Medical device firm CorMatrix Cardiovascular has obtained 510(k) approval from the US Food and Drug Administration (FDA) for its Tkye implantable device, developed for neonate and infant cardiac tissue repair.
Tyke, which is a biomaterial technology derived from the firm’s ECM technology platform, was developed to repair pericardial structures in neonates and infants.
It can be used as an epicardial covering for damaged or repaired cardiac structures, as well as a patch material for intracardiac defects, septal defects and annulus repair, suture-line buttressing, and cardiac repair.
Tyke is made of two layers of CorMatrix ECM compared to four layers of the current CorMatrix ECM, providing thinner product for smaller repairs.

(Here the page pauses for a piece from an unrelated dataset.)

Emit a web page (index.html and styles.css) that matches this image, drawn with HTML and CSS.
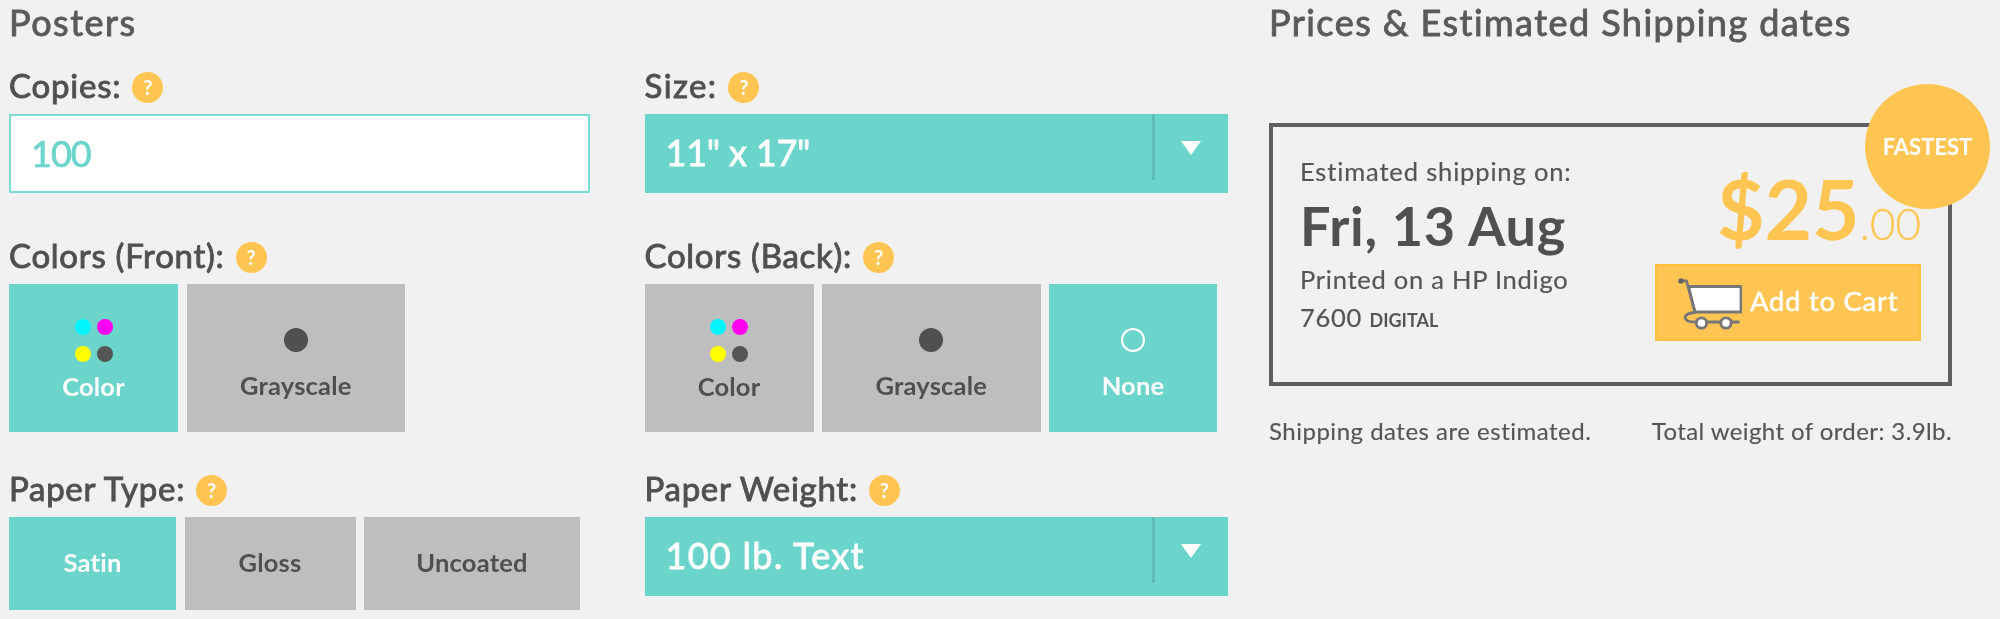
FILE: index.html
```html
<!DOCTYPE html>
<html lang="en">
<head>
<meta charset="utf-8">
<title>Posters</title>
<link rel="stylesheet" href="styles.css">
</head>
<body>
<main class="page">
  <section class="form">
    <h1 class="title">Posters</h1>
    <div class="grid">
      <div class="field field-a">
        <div class="label"><span class="label-text ls-copies">Copies:</span><span class="help">?</span></div>
        <div class="input">100</div>
      </div>
      <div class="field field-a">
        <div class="label"><span class="label-text ls-size">Size:</span><span class="help">?</span></div>
        <div class="select"><span class="select-text st-size">11" x 17"</span><span class="sep"></span><span class="arrow"></span></div>
      </div>
      <div class="field field-b">
        <div class="label"><span class="label-text">Colors (Front):</span><span class="help">?</span></div>
        <div class="tiles">
          <div class="tile tile-s on"><div class="dots"><i class="dot c"></i><i class="dot m"></i><i class="dot y"></i><i class="dot k"></i></div><span>Color</span></div>
          <div class="tile tile-l"><i class="big"></i><span>Grayscale</span></div>
        </div>
      </div>
      <div class="field field-b">
        <div class="label"><span class="label-text">Colors (Back):</span><span class="help">?</span></div>
        <div class="tiles">
          <div class="tile tile-s"><div class="dots"><i class="dot c"></i><i class="dot m"></i><i class="dot y"></i><i class="dot k"></i></div><span>Color</span></div>
          <div class="tile tile-l"><i class="big"></i><span>Grayscale</span></div>
          <div class="tile tile-n on"><i class="big ring"></i><span>None</span></div>
        </div>
      </div>
      <div class="field">
        <div class="label"><span class="label-text">Paper Type:</span><span class="help">?</span></div>
        <div class="tiles">
          <div class="tile flat t1 on"><span>Satin</span></div>
          <div class="tile flat t2"><span>Gloss</span></div>
          <div class="tile flat t3"><span>Uncoated</span></div>
        </div>
      </div>
      <div class="field">
        <div class="label"><span class="label-text">Paper Weight:</span><span class="help">?</span></div>
        <div class="select"><span class="select-text st-weight">100 lb. Text</span><span class="sep"></span><span class="arrow"></span></div>
      </div>
    </div>
  </section>
  <section class="prices">
    <h2 class="title title-r">Prices &amp; Estimated Shipping dates</h2>
    <div class="box">
      <div class="badge">FASTEST</div>
      <div class="info">
        <p class="est">Estimated shipping on:</p>
        <p class="date">Fri, 13 Aug</p>
        <p class="press">Printed on a HP Indigo<br>7600 <small>DIGITAL</small></p>
      </div>
      <div class="buy">
        <div class="price"><span class="dollars">$25</span><span class="cents">.00</span></div>
        <div class="cart-btn">
          <svg class="cart" viewBox="0 0 64 53" width="64" height="53" aria-hidden="true">
            <path d="M10.500 8.500H63V34H17Z" fill="#fff" stroke="#777" stroke-width="2.800" stroke-linejoin="round"/>
            <path d="M2.500 2.800H8.500L17 34.500C9 35 5.500 38 8 41.500C9.500 43.500 12 44 16 44H60.500" fill="none" stroke="#777" stroke-width="2.800" stroke-linecap="round" stroke-linejoin="round"/>
            <circle cx="3" cy="3" r="2.800" fill="#666"/>
            <circle cx="23.500" cy="45" r="5.200" fill="#fff" stroke="#777" stroke-width="2.800"/>
            <circle cx="48" cy="45" r="5.200" fill="#fff" stroke="#777" stroke-width="2.800"/>
          </svg>
          <span class="cart-text">Add to Cart</span>
        </div>
      </div>
    </div>
    <div class="notes"><span>Shipping dates are estimated.</span><span class="note-r">Total weight of order: 3.9lb.</span></div>
  </section>
</main>
</body>
</html>
```
FILE: styles.css
```css
* { box-sizing: border-box; }
html, body { margin: 0; height: 100%; }
body {
  background: #f1f1f1;
  color: #555;
  font-family: Lato, "Open Sans", sans-serif;
  overflow: hidden;
}
.page { display: flex; padding-left: 9px; filter: blur(0.35px); }
.form { width: 1219px; }
.prices { width: 684px; margin-left: 41px; }
.title {
  margin: 0;
  height: 67px;
  font-size: 36px;
  line-height: 44px;
  font-weight: 400;
  -webkit-text-stroke: 0.9px #5a5a5a;
  color: #5a5a5a;
  letter-spacing: 1.5px;
}
.title-r { height: 123px; letter-spacing: 1.45px; }

.grid { display: grid; grid-template-columns: 581px 583.500px; column-gap: 54.500px; }
.field-a { margin-bottom: 44px; }
.field-b { margin-bottom: 38px; }
.label { display: flex; align-items: center; gap: 11px; height: 47px; padding-bottom: 10px; }
.label-text {
  font-size: 33px;
  line-height: 37px;
  font-weight: 400;
  -webkit-text-stroke: 0.9px #505050;
  color: #505050;
  letter-spacing: 0.72px;
}
.ls-copies { letter-spacing: 0.8px; }
.ls-size { letter-spacing: 1.4px; }
.help {
  flex: none;
  width: 31px;
  height: 31px;
  margin-top: 4px;
  border-radius: 50%;
  background: #ffc552;
  color: #fff;
  font-size: 20px;
  line-height: 31px;
  font-weight: 700;
  text-align: center;
}
.input {
  height: 79px;
  border: 2px solid #7bdcd3;
  background: #fff;
  color: #6bd4cb;
  -webkit-text-stroke: 0.7px #6bd4cb;
  padding-left: 20px;
  font-size: 36px;
  line-height: 74px;
  letter-spacing: -1px;
}
.select {
  display: flex;
  height: 79px;
  background: #6bd4cb;
  color: #fff;
}
.select-text {
  width: 507px;
  padding-left: 21px;
  font-size: 36px;
  line-height: 76px;
  -webkit-text-stroke: 0.8px #fff;
}
.st-size { letter-spacing: -0.2px; }
.st-weight { letter-spacing: 1.3px; }
.sep { flex: none; width: 3px; height: 66px; background: #5fbeb6; }
.arrow {
  flex: none;
  align-self: flex-start;
  margin: 27px 0 0 26px;
  width: 0;
  height: 0;
  border-left: 10.500px solid transparent;
  border-right: 10.500px solid transparent;
  border-top: 14px solid #fff;
}
.tiles { display: flex; gap: 8.500px; }
.tile {
  height: 148px;
  background: #bebebe;
  color: #505050;
  display: flex;
  flex-direction: column;
  align-items: center;
  font-size: 25.500px;
  line-height: 30px;
  font-weight: 700;
  letter-spacing: 0.2px;
}
.tile.on { background: #6bd4cb; color: #fff; }
.tile-s { width: 169px; padding-top: 35px; }
.tile-l { width: 218.500px; padding-top: 44px; }
.tile-n { width: 168px; padding-top: 44px; }
.tile-s span { margin-top: 9px; }
.tile-l span, .tile-n span { margin-top: 18px; }
.flat { height: 93px; justify-content: center; padding-bottom: 3px; }
.t1 { width: 167px; }
.t2 { width: 171px; }
.t3 { width: 216px; }
.dots { display: grid; grid-template-columns: 16px 16px; gap: 11px 6px; }
.dot { display: block; width: 16px; height: 16px; border-radius: 50%; }
.c { background: #00f5ff; }
.m { background: #ff00f0; }
.y { background: #ffff00; }
.k { background: #555; }
.big { display: block; width: 24px; height: 24px; border-radius: 50%; background: #505050; }
.ring { background: transparent; border: 2px solid #fff; }

.box {
  position: relative;
  display: flex;
  justify-content: space-between;
  width: 683px;
  height: 263px;
  border: 4px solid #5f5f5f;
  padding: 28px 27px 0 27px;
}
.badge {
  position: absolute;
  top: -43px;
  right: -42px;
  z-index: 1;
  width: 125px;
  height: 125px;
  border-radius: 50%;
  background: #ffc552;
  color: #fff;
  font-size: 22px;
  font-weight: 700;
  line-height: 125px;
  text-align: center;
}
.info p { margin: 0; }
.est { font-size: 25.500px; line-height: 32px; color: #555; letter-spacing: 0.85px; -webkit-text-stroke: 0.2px #555; }
.date { margin-top: 5px !important; font-size: 54px; line-height: 68px; font-weight: 700; color: #505050; letter-spacing: 0.75px; }
.press { font-size: 25.500px; line-height: 38px; letter-spacing: 0.75px; -webkit-text-stroke: 0.2px #555; }
.press small { font-size: 18px; font-weight: 700; letter-spacing: 0; -webkit-text-stroke: 0; }
.buy { display: flex; flex-direction: column; align-items: flex-end; margin-top: 5px; }
.price { color: #ffc552; height: 104px; line-height: 96px; white-space: nowrap; }
.dollars { font-size: 82px; font-weight: 700; }
.cents { font-size: 44px; font-weight: 300; -webkit-text-stroke: 0.3px #ffc552; }
.cart-btn {
  display: flex;
  align-items: center;
  gap: 8px;
  width: 266px;
  height: 77px;
  padding: 0 0 0 21px;
  border: 2px solid #ffbe3c;
  background: #ffc552;
  color: #fff;
}
.cart { flex: none; margin-top: 4px; }
.cart-text {
  margin-top: -5px;
  font-size: 27.500px;
  -webkit-text-stroke: 0.5px #fff;
  letter-spacing: 0.7px;
}
.notes {
  display: flex;
  justify-content: space-between;
  width: 683px;
  padding-top: 29px;
  font-size: 24px;
  line-height: 32px;
  letter-spacing: 0.5px;
  -webkit-text-stroke: 0.15px #555;
}
.note-r { letter-spacing: 0.4px; }
```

The firm has designed the product as an alternative to synthetic grafts or patches.
It also enables congenital cardiovascular surgeons to repair complex reconstructive surgeries in neonates and infants with congenital heart defects (CHD), including atrial-septal defects and small pulmonary vessels.
CorMatrix Cardiovascular CEO and co-founder David Camp said: "FDA clearance further validates CorMatrix ECM technology for creating world class implantable cardiac devices.
"CorMatrix is proud of this clearance achievement and the potential impact it can have on reducing CHD in children."
The firm will initially test the Tyke device in around 15 clinical sites, as part of the post-market study.
In the study, the company plans to include around 150 patients undergoing pediatric cardiovascular procedures.